Younger Polish-American couples are increasingly finding ways to honor these traditions while accommodating the expectations of a broader American guest list. A carefully chosen playlist that moves between Chopin and contemporary music, a bilingual toast that explains the significance of the bread-and-salt ceremony, a wedding website that offers a theological primer on the crowning rite — these are the small acts of cultural translation through which a heritage survives its transplantation.

Why It Matters

The Polish Orthodox wedding, in its fullest expression, is an act of resistance as much as celebration. It resists the commodification of matrimony that has made the American wedding industry a multi-billion-dollar enterprise built largely on aesthetic preference. It resists the reduction of marriage to a legal arrangement between two consenting individuals. And it resists the gradual erosion of a specifically Polish Orthodox identity that immigration, assimilation, and intermarriage have placed under sustained pressure for over a century.

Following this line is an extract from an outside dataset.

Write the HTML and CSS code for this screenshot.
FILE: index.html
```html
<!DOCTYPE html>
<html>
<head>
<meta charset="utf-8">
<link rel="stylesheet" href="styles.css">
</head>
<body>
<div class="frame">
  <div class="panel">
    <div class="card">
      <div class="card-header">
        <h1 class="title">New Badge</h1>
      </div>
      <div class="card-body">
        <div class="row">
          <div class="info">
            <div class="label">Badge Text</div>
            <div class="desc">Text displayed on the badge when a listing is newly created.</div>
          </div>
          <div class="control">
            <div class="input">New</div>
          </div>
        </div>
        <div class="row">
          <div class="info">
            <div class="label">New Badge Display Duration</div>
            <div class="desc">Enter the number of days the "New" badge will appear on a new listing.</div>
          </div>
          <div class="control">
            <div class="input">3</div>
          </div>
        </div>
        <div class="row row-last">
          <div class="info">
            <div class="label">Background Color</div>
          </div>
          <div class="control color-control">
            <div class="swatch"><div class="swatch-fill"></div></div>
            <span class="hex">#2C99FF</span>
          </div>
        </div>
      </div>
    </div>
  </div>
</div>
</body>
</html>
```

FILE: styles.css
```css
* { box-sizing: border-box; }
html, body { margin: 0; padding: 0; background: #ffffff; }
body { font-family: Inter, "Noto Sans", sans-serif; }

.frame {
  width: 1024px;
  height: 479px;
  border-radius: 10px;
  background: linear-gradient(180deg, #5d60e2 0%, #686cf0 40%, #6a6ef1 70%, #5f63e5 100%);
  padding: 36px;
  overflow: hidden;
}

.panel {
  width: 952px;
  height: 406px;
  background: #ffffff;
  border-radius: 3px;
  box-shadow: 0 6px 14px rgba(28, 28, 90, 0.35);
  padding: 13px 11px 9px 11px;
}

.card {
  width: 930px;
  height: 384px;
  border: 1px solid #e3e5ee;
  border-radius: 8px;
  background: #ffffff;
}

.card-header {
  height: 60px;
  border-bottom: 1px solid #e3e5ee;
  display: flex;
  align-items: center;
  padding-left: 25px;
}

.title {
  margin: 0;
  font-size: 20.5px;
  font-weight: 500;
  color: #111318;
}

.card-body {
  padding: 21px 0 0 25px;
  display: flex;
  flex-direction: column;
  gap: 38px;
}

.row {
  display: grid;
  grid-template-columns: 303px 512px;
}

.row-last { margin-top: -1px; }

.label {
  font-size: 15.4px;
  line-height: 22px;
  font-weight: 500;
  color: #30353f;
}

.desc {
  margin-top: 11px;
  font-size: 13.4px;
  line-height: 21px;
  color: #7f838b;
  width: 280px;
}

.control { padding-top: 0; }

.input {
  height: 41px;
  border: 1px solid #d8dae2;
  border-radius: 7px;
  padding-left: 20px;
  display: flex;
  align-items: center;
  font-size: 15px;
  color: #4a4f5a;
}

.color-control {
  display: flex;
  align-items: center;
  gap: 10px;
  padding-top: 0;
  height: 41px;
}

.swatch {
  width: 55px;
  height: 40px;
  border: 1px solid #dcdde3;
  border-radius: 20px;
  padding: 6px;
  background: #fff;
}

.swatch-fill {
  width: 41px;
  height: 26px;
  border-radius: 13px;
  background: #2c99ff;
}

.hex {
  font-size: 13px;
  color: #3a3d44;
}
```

For the couple standing beneath those gilded crowns in Pittsburgh, or in any of the dozens of Polish Orthodox parishes scattered across the American landscape, the ceremony is a declaration: that they intend to build their household on a foundation older than the republic they inhabit, and that the faith carried by their ancestors across an ocean is worthy not merely of preservation, but of transmission to the children who will one day stand in the same nave and receive the same crowns.

In the Orthodox understanding, that is not sentiment. That is theology. And it is, for a growing number of Polish-American couples, the most important thing they will ever do on a Saturday afternoon.